To serve, separate the drumsticks and thighs, then halve the breast lengthwise. Slice the breast pieces on the diagonal and arrange the pieces on a nice serving platter with Pineapple Fish Sauce on the side.

Pineapple Fish Sauce
Nước Mắm Khóm

In this version of nước chấm, pineapple is the main character. The combination of coconut water and pineapple gives this sauce a refreshing tropical flavor, like a piña colada that also happens to taste like anchovies. It was on the table during the last meal I had with my maternal grandfather, my ông ngoại, before he died. I remember sitting at the table with him, watching his normally sharp features soften with pleasure as we dipped slices of poached herring into the sauce, the minced pineapple clinging to the pieces.
This sauce is great for adding brightness and dimension to “raw” dishes, including the ceviche-like Huyết Cá Tái Chanh (Tuna Bloodline Tartare) and Vietnamese beef carpaccio. For this recipe, you can substitute canned crushed pineapple in place of fresh pineapple—doing so will make the sauce more caramelly and “cooked.” And as with the recipe for Nước Mắm Dừa (Coconut Fish Sauce), you have the option to use a whole young coconut along with its meat.
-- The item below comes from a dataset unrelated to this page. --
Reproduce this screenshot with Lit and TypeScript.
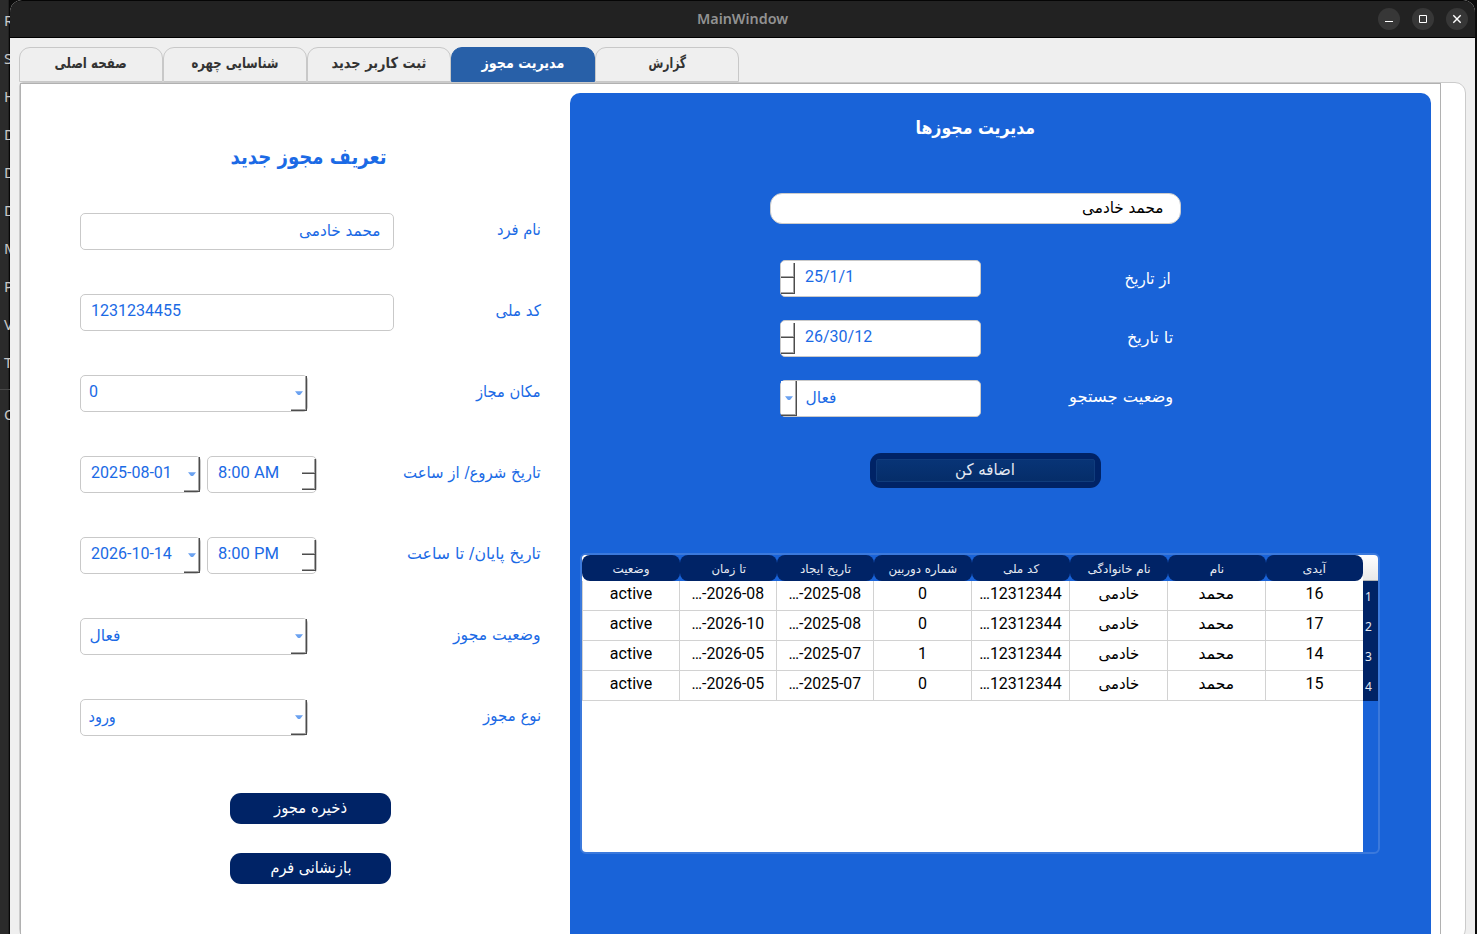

Try it if you’re feeling ambitious and want to make the ultimate luxury, head-to-toe Gucci version of the recipe.

Makes 1 cup

  • 1⁄2 cup minced coconut meat
  • 2 tablespoons minced shallot
  • 2 teaspoons minced garlic
  • 1⁄2 cup lemon juice or lime juice
  • 1 Thai bird’s eye chile, minced
  • 3 tablespoons palm sugar
  • 1⁄2 cup fish sauce
  • 1 cup minced fresh pineapple or canned crushed pineapple
  • 1⁄2 cup coconut water

Add the coconut meat, shallot, and garlic to a small mixing bowl, then pour the lemon juice over the mixture and allow it to macerate for at least 30 seconds, so the aromatics “cook” in the acid. Add the chile to the bowl, then mix thoroughly. Add the sugar, fish sauce, pineapple, and coconut water to the bowl, then mix until the sugar dissolves.

Serve immediately or store in an airtight container in the fridge for up to 3 days.